- Supplied material:
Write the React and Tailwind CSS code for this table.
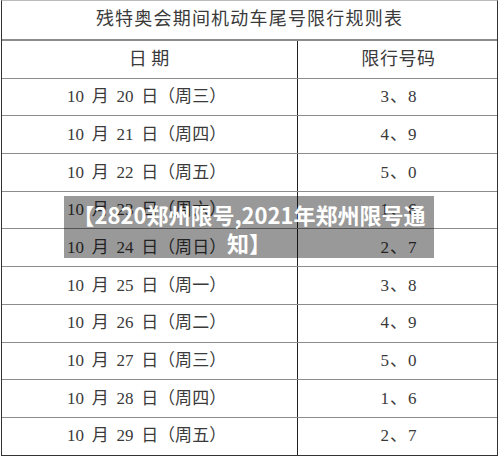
import React from "react";

const rows = [
  ["20", "三", "3、8"],
  ["21", "四", "4、9"],
  ["22", "五", "5、0"],
  ["23", "六", "1、6"],
  ["24", "日", "2、7"],
  ["25", "一", "3、8"],
  ["26", "二", "4、9"],
  ["27", "三", "5、0"],
  ["28", "四", "1、6"],
  ["29", "五", "2、7"],
];

const serif = { fontFamily: '"Liberation Serif", "Noto Sans CJK SC", serif' };

export default function App() {
  return (
    <div className="relative w-[500px] h-[456px] bg-white overflow-hidden">
      <div
        className="ml-[1px] w-[497px] border-l-[1.5px] border-r-[1.5px] border-t border-t-[#bbb] border-l-[#333] border-r-[#333] text-[#3a3a3a]"
        style={serif}
      >
        <div className="h-[40px] flex items-center justify-center border-b-2 border-[#8c8c8c] text-[18px] tracking-[1.2px] pb-[1px]">
          残特奥会期间机动车尾号限行规则表
        </div>
        <div className="grid grid-cols-[296px_1fr] h-[37.7px] border-b-[1.5px] border-[#8c8c8c]">
          <div className="flex items-center justify-center border-r border-r-[#222] text-[18px] pr-[1px]">
            日 期
          </div>
          <div className="flex items-center justify-center text-[18px] tracking-[0.6px] pl-[2px]">
            限行号码
          </div>
        </div>
        {rows.map(([d, w, n], i) => (
          <div
            key={i}
            className={
              "grid grid-cols-[296px_1fr] h-[37.7px] border-b-[1.5px] " +
              (i === rows.length - 1 ? "border-[#333]" : "border-[#8c8c8c]")
            }
          >
            <div className="flex items-center justify-center border-r border-r-[#222] text-[17px] [word-spacing:3.5px] pr-[6px]">
              10 月 {d} 日（周{w}）
            </div>
            <div className="flex items-center justify-center text-[17px] pl-[3px] tracking-[1px]">
              {n}
            </div>
          </div>
        ))}
      </div>
      <div
        className="absolute left-[64px] top-[196px] w-[370px] h-[62px] bg-black/40 text-white font-bold text-[22px] leading-[28px] text-center px-[8px] pt-[4px]"
        style={{ fontFamily: '"Noto Sans CJK SC", "Noto Sans", sans-serif' }}
      >
        【2820郑州限号,2021年郑州限号通知】
      </div>
    </div>
  );
}
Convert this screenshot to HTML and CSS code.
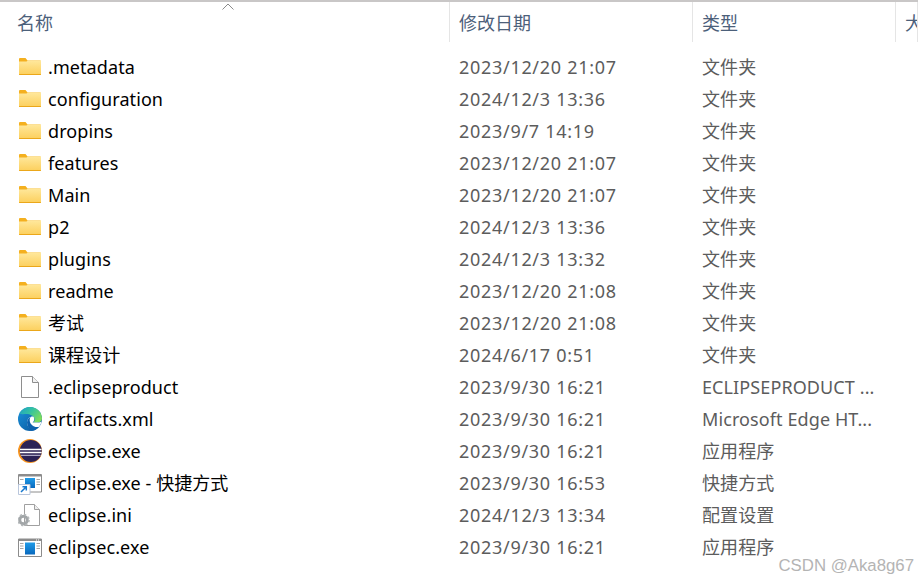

- What you will do:
Retype the entries word for word. Omit any images.

- Final result:
Write the React and Tailwind CSS code for this table.
import React from "react";

const rows = [
  ["20", "三", "3、8"],
  ["21", "四", "4、9"],
  ["22", "五", "5、0"],
  ["23", "六", "1、6"],
  ["24", "日", "2、7"],
  ["25", "一", "3、8"],
  ["26", "二", "4、9"],
  ["27", "三", "5、0"],
  ["28", "四", "1、6"],
  ["29", "五", "2、7"],
];

const serif = { fontFamily: '"Liberation Serif", "Noto Sans CJK SC", serif' };

export default function App() {
  return (
    <div className="relative w-[500px] h-[456px] bg-white overflow-hidden">
      <div
        className="ml-[1px] w-[497px] border-l-[1.5px] border-r-[1.5px] border-t border-t-[#bbb] border-l-[#333] border-r-[#333] text-[#3a3a3a]"
        style={serif}
      >
        <div className="h-[40px] flex items-center justify-center border-b-2 border-[#8c8c8c] text-[18px] tracking-[1.2px] pb-[1px]">
          残特奥会期间机动车尾号限行规则表
        </div>
        <div className="grid grid-cols-[296px_1fr] h-[37.7px] border-b-[1.5px] border-[#8c8c8c]">
          <div className="flex items-center justify-center border-r border-r-[#222] text-[18px] pr-[1px]">
            日 期
          </div>
          <div className="flex items-center justify-center text-[18px] tracking-[0.6px] pl-[2px]">
            限行号码
          </div>
        </div>
        {rows.map(([d, w, n], i) => (
          <div
            key={i}
            className={
              "grid grid-cols-[296px_1fr] h-[37.7px] border-b-[1.5px] " +
              (i === rows.length - 1 ? "border-[#333]" : "border-[#8c8c8c]")
            }
          >
            <div className="flex items-center justify-center border-r border-r-[#222] text-[17px] [word-spacing:3.5px] pr-[6px]">
              10 月 {d} 日（周{w}）
            </div>
            <div className="flex items-center justify-center text-[17px] pl-[3px] tracking-[1px]">
              {n}
            </div>
          </div>
        ))}
      </div>
      <div
        className="absolute left-[64px] top-[196px] w-[370px] h-[62px] bg-black/40 text-white font-bold text-[22px] leading-[28px] text-center px-[8px] pt-[4px]"
        style={{ fontFamily: '"Noto Sans CJK SC", "Noto Sans", sans-serif' }}
      >
        【2820郑州限号,2021年郑州限号通知】
      </div>
    </div>
  );
}
Convert this screenshot to HTML and CSS code.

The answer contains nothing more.